[Given information]:
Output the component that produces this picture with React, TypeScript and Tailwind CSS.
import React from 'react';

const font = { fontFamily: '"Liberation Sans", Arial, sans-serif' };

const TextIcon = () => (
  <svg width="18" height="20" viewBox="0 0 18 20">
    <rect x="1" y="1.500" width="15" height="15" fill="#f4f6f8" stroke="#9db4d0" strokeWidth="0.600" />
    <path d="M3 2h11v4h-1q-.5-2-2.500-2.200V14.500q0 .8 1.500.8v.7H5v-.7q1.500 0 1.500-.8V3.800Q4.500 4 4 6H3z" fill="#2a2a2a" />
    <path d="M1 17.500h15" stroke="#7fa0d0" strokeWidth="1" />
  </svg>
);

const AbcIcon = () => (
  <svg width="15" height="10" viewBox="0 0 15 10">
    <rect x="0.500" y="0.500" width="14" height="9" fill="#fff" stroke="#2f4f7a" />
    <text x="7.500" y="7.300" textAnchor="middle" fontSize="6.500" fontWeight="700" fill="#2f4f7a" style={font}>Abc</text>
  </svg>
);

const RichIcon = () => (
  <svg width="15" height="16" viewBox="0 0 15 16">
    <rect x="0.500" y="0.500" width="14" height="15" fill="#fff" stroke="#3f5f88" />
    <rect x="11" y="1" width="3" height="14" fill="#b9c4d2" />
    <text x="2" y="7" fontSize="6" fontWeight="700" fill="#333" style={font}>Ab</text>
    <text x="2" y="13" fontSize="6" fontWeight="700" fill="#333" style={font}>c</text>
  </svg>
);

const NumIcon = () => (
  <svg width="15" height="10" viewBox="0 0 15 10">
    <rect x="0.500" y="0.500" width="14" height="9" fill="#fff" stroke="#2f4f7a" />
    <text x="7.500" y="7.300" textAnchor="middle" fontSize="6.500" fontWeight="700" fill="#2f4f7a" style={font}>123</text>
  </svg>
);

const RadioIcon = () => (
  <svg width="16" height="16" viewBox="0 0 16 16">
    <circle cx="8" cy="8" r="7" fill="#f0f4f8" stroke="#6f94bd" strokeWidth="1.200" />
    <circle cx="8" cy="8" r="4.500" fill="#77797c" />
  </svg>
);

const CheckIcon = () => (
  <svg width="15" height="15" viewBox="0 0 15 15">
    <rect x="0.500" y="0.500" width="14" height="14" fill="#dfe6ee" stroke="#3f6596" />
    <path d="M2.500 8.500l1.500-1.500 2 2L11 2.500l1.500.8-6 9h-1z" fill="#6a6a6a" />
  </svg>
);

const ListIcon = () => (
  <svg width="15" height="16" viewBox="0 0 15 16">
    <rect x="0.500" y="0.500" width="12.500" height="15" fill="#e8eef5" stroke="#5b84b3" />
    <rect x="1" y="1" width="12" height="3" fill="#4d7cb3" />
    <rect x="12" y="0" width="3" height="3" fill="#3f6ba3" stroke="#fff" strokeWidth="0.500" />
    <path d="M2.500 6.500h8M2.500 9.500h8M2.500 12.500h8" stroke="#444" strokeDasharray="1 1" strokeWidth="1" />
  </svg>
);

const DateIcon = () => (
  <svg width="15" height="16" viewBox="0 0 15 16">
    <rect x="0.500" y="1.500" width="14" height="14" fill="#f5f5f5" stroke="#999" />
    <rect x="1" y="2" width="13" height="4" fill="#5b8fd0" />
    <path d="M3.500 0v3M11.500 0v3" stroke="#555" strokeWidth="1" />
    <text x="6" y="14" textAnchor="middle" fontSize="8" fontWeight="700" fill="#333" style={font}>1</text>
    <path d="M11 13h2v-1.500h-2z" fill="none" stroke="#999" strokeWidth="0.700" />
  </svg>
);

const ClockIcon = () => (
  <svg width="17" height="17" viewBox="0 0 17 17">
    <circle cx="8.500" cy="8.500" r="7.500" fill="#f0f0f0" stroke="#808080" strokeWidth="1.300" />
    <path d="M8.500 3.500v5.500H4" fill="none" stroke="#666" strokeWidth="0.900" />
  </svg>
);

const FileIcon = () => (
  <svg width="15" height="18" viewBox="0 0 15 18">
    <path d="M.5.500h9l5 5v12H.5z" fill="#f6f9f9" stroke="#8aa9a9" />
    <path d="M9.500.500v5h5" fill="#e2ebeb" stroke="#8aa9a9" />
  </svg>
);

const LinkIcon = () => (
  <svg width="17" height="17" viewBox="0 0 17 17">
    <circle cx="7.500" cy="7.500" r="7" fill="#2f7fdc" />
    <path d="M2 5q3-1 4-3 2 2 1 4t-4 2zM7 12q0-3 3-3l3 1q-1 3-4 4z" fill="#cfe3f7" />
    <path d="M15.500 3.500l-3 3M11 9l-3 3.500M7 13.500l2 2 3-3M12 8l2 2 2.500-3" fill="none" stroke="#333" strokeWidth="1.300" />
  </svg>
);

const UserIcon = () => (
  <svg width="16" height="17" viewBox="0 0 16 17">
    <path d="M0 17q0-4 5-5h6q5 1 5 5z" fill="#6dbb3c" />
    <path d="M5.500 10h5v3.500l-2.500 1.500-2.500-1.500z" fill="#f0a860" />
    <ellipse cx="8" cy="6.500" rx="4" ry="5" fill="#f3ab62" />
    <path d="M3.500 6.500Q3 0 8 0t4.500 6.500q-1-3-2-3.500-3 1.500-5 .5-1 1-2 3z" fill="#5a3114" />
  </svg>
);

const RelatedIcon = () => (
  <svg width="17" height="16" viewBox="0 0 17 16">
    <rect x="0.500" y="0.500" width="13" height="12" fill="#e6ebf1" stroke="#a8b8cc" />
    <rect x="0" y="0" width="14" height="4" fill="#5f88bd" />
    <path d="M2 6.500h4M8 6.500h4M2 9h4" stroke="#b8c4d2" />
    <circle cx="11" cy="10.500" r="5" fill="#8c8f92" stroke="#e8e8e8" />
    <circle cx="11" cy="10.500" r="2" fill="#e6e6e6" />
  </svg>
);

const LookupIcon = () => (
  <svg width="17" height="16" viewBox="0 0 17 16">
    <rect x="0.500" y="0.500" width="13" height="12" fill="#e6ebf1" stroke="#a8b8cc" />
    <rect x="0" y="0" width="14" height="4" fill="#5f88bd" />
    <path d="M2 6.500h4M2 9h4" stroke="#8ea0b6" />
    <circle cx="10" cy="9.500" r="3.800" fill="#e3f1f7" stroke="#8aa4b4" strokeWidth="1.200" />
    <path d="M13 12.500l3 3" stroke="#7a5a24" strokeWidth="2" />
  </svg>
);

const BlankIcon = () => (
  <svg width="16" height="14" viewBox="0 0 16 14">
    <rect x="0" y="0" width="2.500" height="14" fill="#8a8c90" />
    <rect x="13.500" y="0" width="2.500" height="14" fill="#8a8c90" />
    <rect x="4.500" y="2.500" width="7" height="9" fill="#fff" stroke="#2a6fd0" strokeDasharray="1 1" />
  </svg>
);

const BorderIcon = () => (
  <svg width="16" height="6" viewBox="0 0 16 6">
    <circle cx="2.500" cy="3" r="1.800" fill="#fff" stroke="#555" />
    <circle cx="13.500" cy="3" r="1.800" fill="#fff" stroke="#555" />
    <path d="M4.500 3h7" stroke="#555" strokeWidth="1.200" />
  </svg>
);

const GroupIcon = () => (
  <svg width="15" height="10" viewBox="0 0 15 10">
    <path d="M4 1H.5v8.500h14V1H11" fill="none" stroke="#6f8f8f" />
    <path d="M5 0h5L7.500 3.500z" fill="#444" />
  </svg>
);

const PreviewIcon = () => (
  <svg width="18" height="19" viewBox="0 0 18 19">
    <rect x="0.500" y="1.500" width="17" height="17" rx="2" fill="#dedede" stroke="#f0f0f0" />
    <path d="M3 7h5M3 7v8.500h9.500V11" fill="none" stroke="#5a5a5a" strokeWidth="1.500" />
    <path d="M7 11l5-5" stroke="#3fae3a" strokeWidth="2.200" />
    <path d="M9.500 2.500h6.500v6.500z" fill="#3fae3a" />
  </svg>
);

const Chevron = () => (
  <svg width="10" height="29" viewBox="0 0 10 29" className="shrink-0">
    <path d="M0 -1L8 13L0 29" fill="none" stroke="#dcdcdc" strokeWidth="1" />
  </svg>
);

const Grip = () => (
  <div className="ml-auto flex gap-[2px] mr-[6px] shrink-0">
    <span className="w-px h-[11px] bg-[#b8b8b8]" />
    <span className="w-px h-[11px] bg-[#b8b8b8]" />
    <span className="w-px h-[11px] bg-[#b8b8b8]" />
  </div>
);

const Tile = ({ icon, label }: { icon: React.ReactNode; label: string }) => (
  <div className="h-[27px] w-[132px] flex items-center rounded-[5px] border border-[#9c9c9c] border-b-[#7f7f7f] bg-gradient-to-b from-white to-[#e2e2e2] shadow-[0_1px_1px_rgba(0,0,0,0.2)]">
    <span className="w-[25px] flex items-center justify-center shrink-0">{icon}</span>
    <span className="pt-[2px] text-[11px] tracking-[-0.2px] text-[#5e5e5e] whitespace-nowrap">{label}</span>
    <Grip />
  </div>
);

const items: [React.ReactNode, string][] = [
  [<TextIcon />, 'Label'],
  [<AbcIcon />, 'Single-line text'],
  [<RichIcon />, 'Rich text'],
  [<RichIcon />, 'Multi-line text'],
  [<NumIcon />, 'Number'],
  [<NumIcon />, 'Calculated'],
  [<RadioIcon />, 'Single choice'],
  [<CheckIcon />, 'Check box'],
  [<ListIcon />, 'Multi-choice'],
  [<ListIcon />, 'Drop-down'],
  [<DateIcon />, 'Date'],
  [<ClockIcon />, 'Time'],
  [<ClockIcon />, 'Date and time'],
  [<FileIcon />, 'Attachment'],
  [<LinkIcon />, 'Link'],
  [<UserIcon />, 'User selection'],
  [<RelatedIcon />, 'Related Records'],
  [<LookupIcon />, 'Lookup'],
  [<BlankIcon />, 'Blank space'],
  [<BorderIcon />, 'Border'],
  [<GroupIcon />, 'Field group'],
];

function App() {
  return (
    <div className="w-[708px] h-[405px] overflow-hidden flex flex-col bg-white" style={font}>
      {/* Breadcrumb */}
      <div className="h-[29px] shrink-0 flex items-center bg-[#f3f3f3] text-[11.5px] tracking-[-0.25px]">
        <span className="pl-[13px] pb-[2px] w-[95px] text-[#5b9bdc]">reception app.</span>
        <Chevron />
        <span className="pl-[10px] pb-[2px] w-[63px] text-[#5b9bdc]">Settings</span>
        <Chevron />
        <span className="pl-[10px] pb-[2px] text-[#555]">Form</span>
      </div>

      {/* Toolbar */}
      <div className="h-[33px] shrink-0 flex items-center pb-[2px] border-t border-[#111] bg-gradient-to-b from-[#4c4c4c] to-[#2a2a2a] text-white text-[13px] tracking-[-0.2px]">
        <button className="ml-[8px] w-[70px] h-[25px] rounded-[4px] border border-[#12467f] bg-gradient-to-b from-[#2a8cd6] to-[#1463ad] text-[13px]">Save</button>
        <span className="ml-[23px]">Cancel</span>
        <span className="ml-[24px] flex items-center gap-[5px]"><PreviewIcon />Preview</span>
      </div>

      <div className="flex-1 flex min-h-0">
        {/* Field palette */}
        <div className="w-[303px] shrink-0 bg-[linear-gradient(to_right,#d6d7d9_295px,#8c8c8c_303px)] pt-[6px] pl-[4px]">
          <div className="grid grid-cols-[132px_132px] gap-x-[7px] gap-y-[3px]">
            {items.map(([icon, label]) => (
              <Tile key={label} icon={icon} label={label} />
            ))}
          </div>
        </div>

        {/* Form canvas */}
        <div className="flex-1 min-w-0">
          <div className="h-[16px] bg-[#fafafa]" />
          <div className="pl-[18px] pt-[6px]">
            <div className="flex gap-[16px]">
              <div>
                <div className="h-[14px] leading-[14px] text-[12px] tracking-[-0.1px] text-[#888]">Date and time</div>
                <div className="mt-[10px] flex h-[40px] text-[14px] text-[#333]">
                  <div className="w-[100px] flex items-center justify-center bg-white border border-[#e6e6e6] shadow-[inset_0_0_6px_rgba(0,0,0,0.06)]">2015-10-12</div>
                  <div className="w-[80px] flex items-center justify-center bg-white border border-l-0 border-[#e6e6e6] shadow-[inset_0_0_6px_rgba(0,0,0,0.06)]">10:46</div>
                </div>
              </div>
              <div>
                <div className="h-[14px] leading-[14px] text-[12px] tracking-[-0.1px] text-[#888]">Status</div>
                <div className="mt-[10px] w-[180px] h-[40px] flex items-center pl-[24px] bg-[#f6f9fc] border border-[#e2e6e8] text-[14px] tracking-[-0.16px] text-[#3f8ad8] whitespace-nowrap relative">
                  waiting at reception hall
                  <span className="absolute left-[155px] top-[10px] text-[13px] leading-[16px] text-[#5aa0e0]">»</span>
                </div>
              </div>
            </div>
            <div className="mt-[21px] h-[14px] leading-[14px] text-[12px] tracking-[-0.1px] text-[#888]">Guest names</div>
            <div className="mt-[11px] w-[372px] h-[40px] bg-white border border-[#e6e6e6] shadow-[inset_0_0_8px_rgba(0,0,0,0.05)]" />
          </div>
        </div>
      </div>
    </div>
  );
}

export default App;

[The request]: What is the number of lines in this listing that contain the word "React"? Answer with that number and nothing else.

[Output for this task]: 4